OBERLIN, OH—This year, Oberlin College and Alcoa are celebrating the 125th anniversary of the company’s incorporation as the Pittsburgh Reduction Company, Alcoa’s predecessor. The company was launched in 1888 with technology developed by Alcoa’s cofounder, Oberlin graduate Charles Martin Hall. Two years earlier, with the help of Oberlin chemistry professor Frank Jewett, Hall unlocked a commercially viable process for extracting aluminum metal from ore.

The discovery of an electrochemical method for extracting aluminum metal from ore is a technological development that has transformed the world, leading to widespread use of aluminum in industrial and consumer products. Hall’s invention and Alcoa have made thousands of everyday products lighter, more fuel efficient, and recyclable. The revolution started with a close mentoring relationship between student and professor—the type of collaboration that is the hallmark of an Oberlin education in the 21st century.

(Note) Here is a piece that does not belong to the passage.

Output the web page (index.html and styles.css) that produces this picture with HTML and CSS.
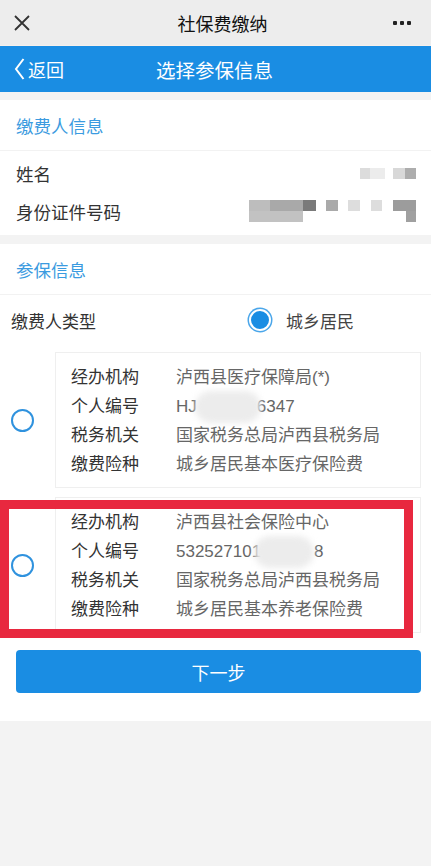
FILE: index.html
```html
<!DOCTYPE HTML>
<html lang="zh-CN">
<head>
    <meta charset="UTF-8">
    <title>社保费缴纳</title>
    <link rel="stylesheet" href="styles.css">
</head>
<body>
<div class="topbar">
    <svg class="close" width="16" height="16" viewBox="0 0 16 16"><path d="M1 1L15 15M15 1L1 15" stroke="#333" stroke-width="1.8" fill="none"/></svg>
    <div class="topTitle">社保费缴纳</div>
    <div class="more"><i></i><i></i><i></i></div>
</div>
<div class="navbar">
    <a class="back" href="#">
        <svg width="11" height="22" viewBox="0 0 11 22"><path d="M9.5 1L2 11L9.5 21" stroke="#fff" stroke-width="2" fill="none"/></svg>
        返回
    </a>
    <div class="navTitle">选择参保信息</div>
</div>

<div class="sec">
    <div class="secHead">缴费人信息</div>
    <ul class="infoList">
        <li>
            <span>姓名</span>
            <svg class="mosaic" width="56" height="11" viewBox="0 0 56 11">
                <rect x="0" y="0" width="10" height="11" fill="#dcdcdc"/>
                <rect x="10" y="0" width="15" height="11" fill="#ececec"/>
                <rect x="33" y="0" width="12" height="11" fill="#d8d8d8"/>
                <rect x="45" y="0" width="11" height="11" fill="#adadad"/>
            </svg>
        </li>
        <li>
            <span>身份证件号码</span>
            <svg class="mosaic" width="167" height="22" viewBox="0 0 167 22">
                <rect x="0" y="0" width="21" height="11" fill="#bdbdbd"/>
                <rect x="21" y="0" width="33" height="11" fill="#a9a9a9"/>
                <rect x="54" y="0" width="13" height="11" fill="#7a7a7a"/>
                <rect x="77" y="0" width="12" height="11" fill="#aaaaaa"/>
                <rect x="99" y="0" width="12" height="11" fill="#dddddd"/>
                <rect x="122" y="0" width="11" height="11" fill="#dddddd"/>
                <rect x="144" y="0" width="23" height="11" fill="#9c9c9c"/>
                <rect x="0" y="11" width="54" height="11" fill="#c2c2c2"/>
                <rect x="157" y="11" width="10" height="11" fill="#a0a0a0"/>
            </svg>
        </li>
    </ul>
</div>

<div class="sec sec2">
    <div class="secHead">参保信息</div>
    <div class="typeRow">
        <span class="typeLabel">缴费人类型</span>
        <span class="typeVal"><i class="radioOn"></i>城乡居民</span>
    </div>
    <div class="items">
        <div class="item">
            <div class="radioBox"><i class="radio"></i></div>
            <div class="card">
                <div class="row"><span class="lab">经办机构</span><span class="val">泸西县医疗保障局(*)</span></div>
                <div class="row"><span class="lab">个人编号</span><span class="val">HJ<i class="mask m1"></i>6347</span></div>
                <div class="row"><span class="lab">税务机关</span><span class="val">国家税务总局泸西县税务局</span></div>
                <div class="row"><span class="lab">缴费险种</span><span class="val">城乡居民基本医疗保险费</span></div>
            </div>
        </div>
        <div class="item">
            <div class="radioBox"><i class="radio"></i></div>
            <div class="card">
                <div class="row"><span class="lab">经办机构</span><span class="val">泸西县社会保险中心</span></div>
                <div class="row"><span class="lab">个人编号</span><span class="val">532527101<i class="mask m2"></i>8</span></div>
                <div class="row"><span class="lab">税务机关</span><span class="val">国家税务总局泸西县税务局</span></div>
                <div class="row"><span class="lab">缴费险种</span><span class="val">城乡居民基本养老保险费</span></div>
            </div>
            <div class="redMark"></div>
        </div>
    </div>
    <button class="nextBtn">下一步</button>
</div>
</body>
</html>
```

FILE: styles.css
```css
body{
    margin:0;
    padding:0;
    background:#f3f3f3;
    font-family:"Liberation Sans","Noto Sans CJK SC",sans-serif;
    color:#333;
}
ul{
    list-style:none;
    margin:0;
    padding:0;
}
.topbar{
    height:46px;
    background:#ededed;
    display:flex;
    align-items:center;
    justify-content:space-between;
    padding:0 20px 0 14px;
    border-bottom:1px solid #f6f0ec;
    box-sizing:border-box;
}
.close{
    display:block;
}
.topTitle{
    font-size:18px;
    color:#111;
    margin-left:22px;
}
.more{
    display:flex;
    gap:3px;
}
.more i{
    width:4px;
    height:4px;
    background:#222;
    border-radius:1px;
}
.navbar{
    height:46px;
    background:#1a8de3;
    display:flex;
    align-items:center;
    color:#fff;
}
.back{
    display:flex;
    align-items:center;
    gap:3px;
    color:#fff;
    text-decoration:none;
    font-size:18px;
    padding-left:14px;
    width:128px;
    box-sizing:border-box;
}
.navTitle{
    font-size:19.5px;
    margin-left:28px;
}
.sec{
    background:#fff;
    margin-top:8px;
}
.sec2{
    margin-top:9px;
    padding-bottom:28px;
}
.secHead{
    height:46px;
    line-height:46px;
    padding:4px 0 0 16px;
    font-size:17.5px;
    color:#3b9be0;
    border-bottom:1px solid #f2f2f2;
}
.infoList{
    padding:3px 0 5px;
}
.infoList li{
    height:38px;
    display:flex;
    align-items:center;
    justify-content:space-between;
    padding:0 15px 0 16px;
    font-size:17.5px;
    color:#333;
}
.mosaic{
    display:block;
    filter:blur(0.6px);
}
.typeRow{
    height:50px;
    display:flex;
    align-items:center;
    font-size:17px;
}
.typeLabel{
    width:238px;
    padding-left:11px;
}
.typeVal{
    display:flex;
    align-items:center;
    color:#444;
}
.radioOn{
    width:18px;
    height:18px;
    border-radius:50%;
    background:#1a8de3;
    border:2px solid #fff;
    box-shadow:0 0 0 1.5px #4aa6ea;
    margin-right:15px;
}
.items{
    padding-top:7px;
}
.item{
    position:relative;
    display:flex;
    margin-bottom:9px;
}
.radioBox{
    width:55px;
    display:flex;
    align-items:center;
}
.radio{
    width:19px;
    height:19px;
    border-radius:50%;
    border:2px solid #2f92de;
    margin-left:11px;
}
.card{
    flex:1;
    margin-right:10px;
    border:1px solid #efefef;
    padding:10px 0 9px 15px;
    box-sizing:border-box;
    height:136px;
}
.row{
    height:29px;
    line-height:29px;
    display:flex;
    font-size:17px;
}
.lab{
    width:105px;
    color:#333;
}
.val{
    color:#666;
    position:relative;
    display:flex;
    align-items:center;
}
.mask{
    display:inline-block;
    height:32px;
    border-radius:16px;
    background:#ececec;
    filter:blur(3px);
}
.m1{
    width:66px;
    margin:0 -4px 0 -2px;
}
.m2{
    width:60px;
    margin:0 0 0 -7px;
}
.redMark{
    position:absolute;
    left:0;
    top:3px;
    width:413px;
    height:138px;
    border:9px solid #e8283f;
    box-sizing:border-box;
}
.nextBtn{
    display:block;
    width:405px;
    height:43px;
    margin:17px 0 0 16px;
    background:#1a8de3;
    border:none;
    border-radius:4px;
    color:#fff;
    font-size:18px;
    font-family:"Liberation Sans","Noto Sans CJK SC",sans-serif;
}
```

In the months following his graduation, Hall set up his laboratory in a woodshed attached to his family home on East College Street. After many unsuccessful experiments with chemical methods of extraction, Hall and Jewett turned to electric current. On February 23, 1886, Hall produced aluminum metal by passing an electric current through a solution of aluminum oxide in molten cryolite. On July 9, 1886, he filed for a patent for the Process of Reducing Aluminum by Electrolysis.

After being awarded his patent, Hall continued to develop his process, and later sold the rights of his invention to the Aluminum Company of America, now known as Alcoa. The company brought Hall’s process to a commercial scale.

Hall’s legacy benefited Oberlin College in many ways. A generous benefactor of the college, he made several direct gifts, and his estate left more than $10 million for the college endowment, as well as money for an auditorium.

Alcoa, along with the Alcoa Foundation, helps educate and train the next generation of innovators through global and local partnerships, particularly in the areas of environment and science, technology, engineering and math (STEM) education.